After a day of skiing my kids abandoned their equipment and headed off toward the lodge, leaving me to trail behind schlepping three pairs of skis and poles. So I was stumbling awkwardly along and dropped one of the poles. I was on a hill and the snow was icy, so the pole slid a ways. I figured hey, I’ll just take this opportunity to stop for awhile and pass some more gas. These were all silent, but they were the really hot kind, and the smell was just absolutely putrid, as though an old man, smeared from head to toe with your dad’s stinky ointment, had died while cradling a giant wheel of foreign cheese, and then man and cheese rotted away for two weeks together before being discovered.
So I was standing there waiting for the smell to dissipate when from out of nowhere came this very chipper young woman, reminding me a lot of Suzy Chapstick (aka Suzy Chaffee, the ‘70s version of Lindsey Vonn). “I’ll get it!” she chirped, and helpfully retrieved my fallen pole. I felt so bad for her … I mean, here she was, just trying to be nice, and then she enters this horrible toxic cloud. Needless to say, her attitude changed fast when the smell hit her. Once I had my pole back, she was off like a shot. I’m surprised she didn’t just drop it at my feet.
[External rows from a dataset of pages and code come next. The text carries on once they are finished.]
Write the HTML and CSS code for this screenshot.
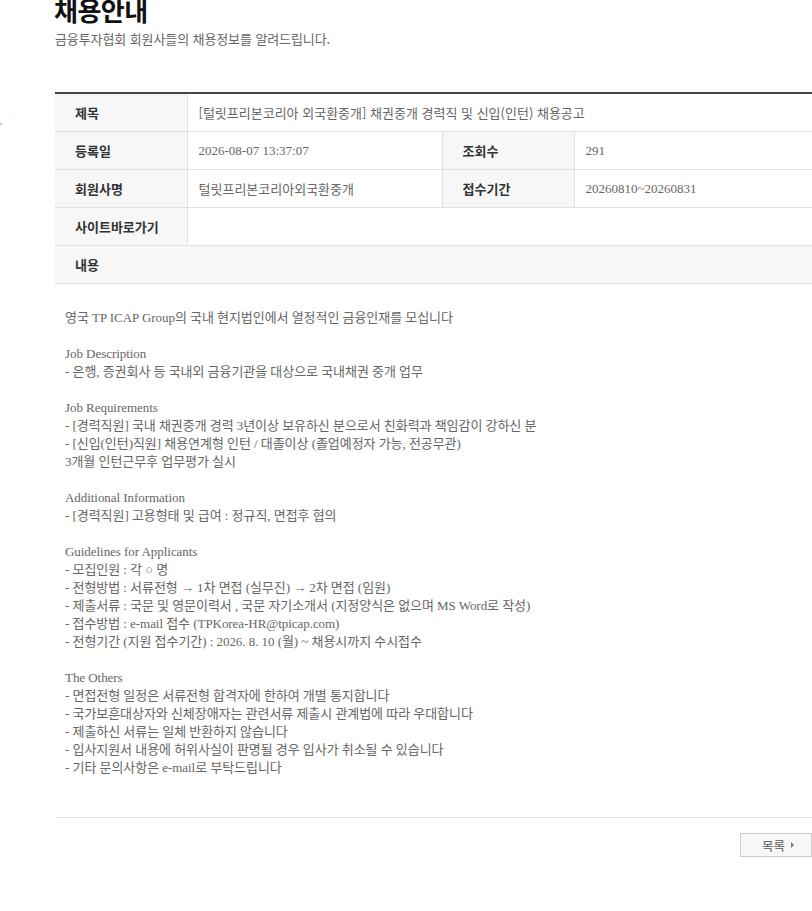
FILE: index.html
```html
<!DOCTYPE html>
<html lang="ko">
<head>
<meta charset="utf-8">
<title>채용안내</title>
<link rel="stylesheet" href="styles.css">
</head>
<body>
<span class="dot"></span>
<div class="wrap">
  <div class="page-head">
    <h2 class="page-title">채용안내</h2>
    <p class="page-desc">금융투자협회 회원사들의 채용정보를 알려드립니다.</p>
  </div>

  <table class="view">
    <colgroup>
      <col class="c-th"><col class="c-td1"><col class="c-th"><col class="c-td2">
    </colgroup>
    <tbody>
      <tr>
        <th>제목</th>
        <td colspan="3">[털릿프리본코리아 외국환중개] 채권중개 경력직 및 신입(인턴) 채용공고</td>
      </tr>
      <tr>
        <th>등록일</th>
        <td class="serif">2026-08-07 13:37:07</td>
        <th class="th2">조회수</th>
        <td class="serif">291</td>
      </tr>
      <tr>
        <th>회원사명</th>
        <td>털릿프리본코리아외국환중개</td>
        <th class="th2">접수기간</th>
        <td class="serif">20260810~20260831</td>
      </tr>
      <tr>
        <th>사이트바로가기</th>
        <td colspan="3"></td>
      </tr>
      <tr class="row-full">
        <th colspan="4">내용</th>
      </tr>
    </tbody>
  </table>

  <div class="content">
    <p>영국 TP ICAP Group의 국내 현지법인에서 열정적인 금융인재를 모십니다</p>
    <p class="blank">&nbsp;</p>
    <p>Job Description</p>
    <p>- 은행, 증권회사 등 국내외 금융기관을 대상으로 국내채권 중개 업무</p>
    <p class="blank">&nbsp;</p>
    <p>Job Requirements</p>
    <p>- [경력직원] 국내 채권중개 경력 3년이상 보유하신 분으로서 친화력과 책임감이 강하신 분</p>
    <p>- [신입(인턴)직원] 채용연계형 인턴 / 대졸이상 (졸업예정자 가능, 전공무관)</p>
    <p>3개월 인턴근무후 업무평가 실시</p>
    <p class="blank">&nbsp;</p>
    <p>Additional Information</p>
    <p>- [경력직원] 고용형태 및 급여 : 정규직, 면접후 협의</p>
    <p class="blank">&nbsp;</p>
    <p>Guidelines for Applicants</p>
    <p>- 모집인원 : 각 ○ 명</p>
    <p>- 전형방법 : 서류전형 → 1차 면접 (실무진) → 2차 면접 (임원)</p>
    <p>- 제출서류 : 국문 및 영문이력서 , 국문 자기소개서 (지정양식은 없으며 MS Word로 작성)</p>
    <p>- 접수방법 : e-mail 접수 (TPKorea-HR@tpicap.com)</p>
    <p>- 전형기간 (지원 접수기간) : 2026. 8. 10 (월) ~ 채용시까지 수시접수</p>
    <p class="blank">&nbsp;</p>
    <p>The Others</p>
    <p>- 면접전형 일정은 서류전형 합격자에 한하여 개별 통지합니다</p>
    <p>- 국가보훈대상자와 신체장애자는 관련서류 제출시 관계법에 따라 우대합니다</p>
    <p>- 제출하신 서류는 일체 반환하지 않습니다</p>
    <p>- 입사지원서 내용에 허위사실이 판명될 경우 입사가 취소될 수 있습니다</p>
    <p>- 기타 문의사항은 e-mail로 부탁드립니다</p>
  </div>

  <div class="btn-area">
    <a class="btn-list" href="#">목록<span class="arrow"></span></a>
  </div>
</div>
</body>
</html>
```

FILE: styles.css
```css
html, body {
  margin: 0;
  padding: 0;
  background: #fff;
}
body {
  font-family: "Noto Sans CJK KR", "Noto Sans", sans-serif;
  color: #333;
  overflow: hidden;
  position: relative;
}
.dot {
  position: absolute;
  left: 0;
  top: 123px;
  width: 2px;
  height: 2px;
  background: #f7a27a;
  border-radius: 1px;
}
.wrap {
  margin-left: 55px;
  width: 757px;
}
.page-head {
  display: flow-root;
  height: 92px;
}
.page-title {
  margin: -9px 0 0 -1px;
  font-size: 26px;
  line-height: 38px;
  font-weight: 700;
  color: #111;
  letter-spacing: -0.5px;
}
.page-desc {
  margin: 0;
  font-size: 13px;
  line-height: 20px;
  color: #666;
  letter-spacing: -0.1px;
}
.view {
  width: 100%;
  border-collapse: collapse;
  table-layout: fixed;
  border-top: 2px solid #444;
}
.c-th { width: 132px; }
.c-td1 { width: 255px; }
.c-td2 { width: auto; }
.view th,
.view td {
  height: 37px;
  padding: 0;
  border-bottom: 1px solid #e1e1e1;
  font-size: 13px;
  line-height: 18px;
  vertical-align: middle;
  text-align: left;
}
.view th {
  background: #f7f7f7;
  color: #333;
  font-weight: 700;
  padding-left: 20px;
  border-right: 1px solid #e1e1e1;
}
.view th.th2 {
  border-left: 1px solid #e1e1e1;
}
.view td {
  color: #666;
  padding-left: 11px;
  font-size: 13px;
  letter-spacing: 0;
}
.view td.serif {
  font-family: "Liberation Serif", "Noto Sans CJK KR", serif;
  font-size: 13px;
  letter-spacing: 0;
}
.view .row-full th {
  border-right: none;
}
.content {
  padding: 25px 10px 40px;
  border-bottom: 1px solid #e1e1e1;
  font-family: "Liberation Serif", "Noto Sans CJK KR", serif;
  font-size: 13px;
  line-height: 18px;
  color: #666;
  height: 468px;
  box-sizing: content-box;
}
.content p {
  margin: 0;
  white-space: nowrap;
  letter-spacing: -0.05px;
}
.btn-area {
  display: flex;
  justify-content: flex-end;
  padding-top: 15px;
}
.btn-list {
  display: flex;
  align-items: center;
  justify-content: center;
  gap: 6px;
  box-sizing: border-box;
  width: 72px;
  height: 24px;
  border: 1px solid #ccc;
  background: #f7f7f7;
  color: #555;
  font-size: 12.5px;
  text-decoration: none;
  padding-left: 4px;
}
.arrow {
  width: 0;
  height: 0;
  border-left: 3px solid #777;
  border-top: 3px solid transparent;
  border-bottom: 3px solid transparent;
}
```
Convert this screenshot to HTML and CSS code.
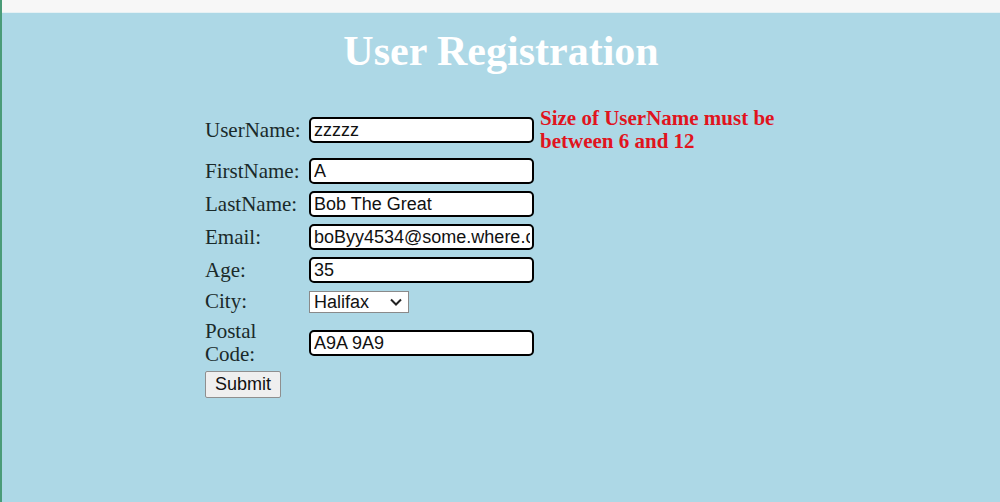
FILE: index.html
```html
<!DOCTYPE html>
<html>
<head>
<meta charset="utf-8">
<title>User Registration</title>
<link rel="stylesheet" href="styles.css">
</head>
<body>
<div class="topbar"></div>
<main class="page">
  <h1 class="title">User Registration</h1>
  <form class="form">
    <label class="lbl" for="un">UserName:</label>
    <input class="field" id="un" type="text" value="zzzzz">
    <div class="error">Size of UserName must be between 6 and 12</div>

    <label class="lbl" for="fn">FirstName:</label>
    <input class="field" id="fn" type="text" value="A">
    <div></div>

    <label class="lbl" for="ln">LastName:</label>
    <input class="field" id="ln" type="text" value="Bob The Great">
    <div></div>

    <label class="lbl" for="em">Email:</label>
    <input class="field" id="em" type="text" value="boByy4534@some.where.com">
    <div></div>

    <label class="lbl" for="ag">Age:</label>
    <input class="field" id="ag" type="text" value="35">
    <div></div>

    <label class="lbl" for="ci">City:</label>
    <div class="selwrap">
      <select class="sel" id="ci">
        <option>Halifax</option>
      </select>
      <svg class="chev" width="14" height="10" viewBox="0 0 14 10"><path d="M2 2.5 L7 7.5 L12 2.5" fill="none" stroke="#222" stroke-width="2"/></svg>
    </div>
    <div></div>

    <label class="lbl two" for="pc">Postal Code:</label>
    <input class="field" id="pc" type="text" value="A9A 9A9">
    <div></div>

    <div class="btnrow"><button class="btn" type="button">Submit</button></div>
  </form>
</main>
</body>
</html>
```
FILE: styles.css
```css
html, body {
  margin: 0;
  padding: 0;
  height: 100%;
}
body {
  background: #add8e6;
  font-family: "Liberation Serif", "Times New Roman", serif;
  border-left: 2px solid #4a9c78;
  box-sizing: border-box;
  overflow: hidden;
}
.topbar {
  height: 12px;
  background: #f7f7f7;
  border-bottom: 1px solid #e6f1f4;
}
.page {
  display: flex;
  flex-direction: column;
  align-items: center;
}
.title {
  margin: 14px 0 0 0;
  font-size: 42px;
  line-height: 48px;
  font-weight: bold;
  color: #ffffff;
}
.form {
  margin: 34px 0 0 0;
  align-self: flex-start;
  margin-left: 201px;
  display: grid;
  grid-template-columns: 106px 225px 260px;
  column-gap: 0;
  row-gap: 7px;
  align-items: center;
}
.lbl {
  font-size: 21px;
  line-height: 23px;
  color: #1a2a2a;
  padding-left: 2px;
}
.lbl.two {
  width: 70px;
}
.field {
  box-sizing: border-box;
  width: 225px;
  height: 26px;
  margin: 0;
  border: 2px solid #000;
  border-radius: 5px;
  padding: 0 2px 0 3px;
  font-family: "Liberation Sans", Arial, sans-serif;
  font-size: 18px;
  color: #111;
  background: #fff;
  outline: none;
}
.error {
  font-size: 21px;
  line-height: 23px;
  margin: -2px 0;
  font-weight: bold;
  color: #e0141e;
  padding-left: 6px;
}
.selwrap {
  position: relative;
  width: 100px;
  height: 22px;
}
.sel {
  box-sizing: border-box;
  appearance: none;
  -webkit-appearance: none;
  width: 100px;
  height: 22px;
  margin: 0;
  border: 1px solid #8a8a8a;
  border-radius: 0;
  background: #fff;
  padding: 0 0 0 4px;
  font-family: "Liberation Sans", Arial, sans-serif;
  font-size: 18px;
  color: #111;
}
.chev {
  position: absolute;
  right: 6px;
  top: 6px;
  pointer-events: none;
}
.btnrow {
  grid-column: 1 / span 3;
  padding-left: 2px;
  margin-top: -2px;
}
.btn {
  box-sizing: border-box;
  width: 76px;
  height: 27px;
  margin: 0;
  padding: 0;
  background: #efefef;
  border: 1px solid #8f8f8f;
  border-radius: 2px;
  font-family: "Liberation Sans", Arial, sans-serif;
  font-size: 18px;
  color: #111;
}
```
What happens in the restroom, stays in the restroom. It seems like the most discreet place to go when you need to do a lot of farting in a public venue. So on the way back from our ski vacation, at a Mexican restaurant in Auburn, I headed in there to do some serious offgassing after an hour in the car. I took my time, trying to get it all out, and there was some jerk who kept knocking loudly and vigorously trying the doorknob. I kept having to call out “Just a minute!” and “Occupied!” This went on and on and I couldn’t believe the audacity of this guy. So when I finally left, I was planning to give him some serious stink-eye, but then I flashed on the legacy I had left in there, and knew this wasn’t even necessary. Who needs stink-eye when I’d given him stink?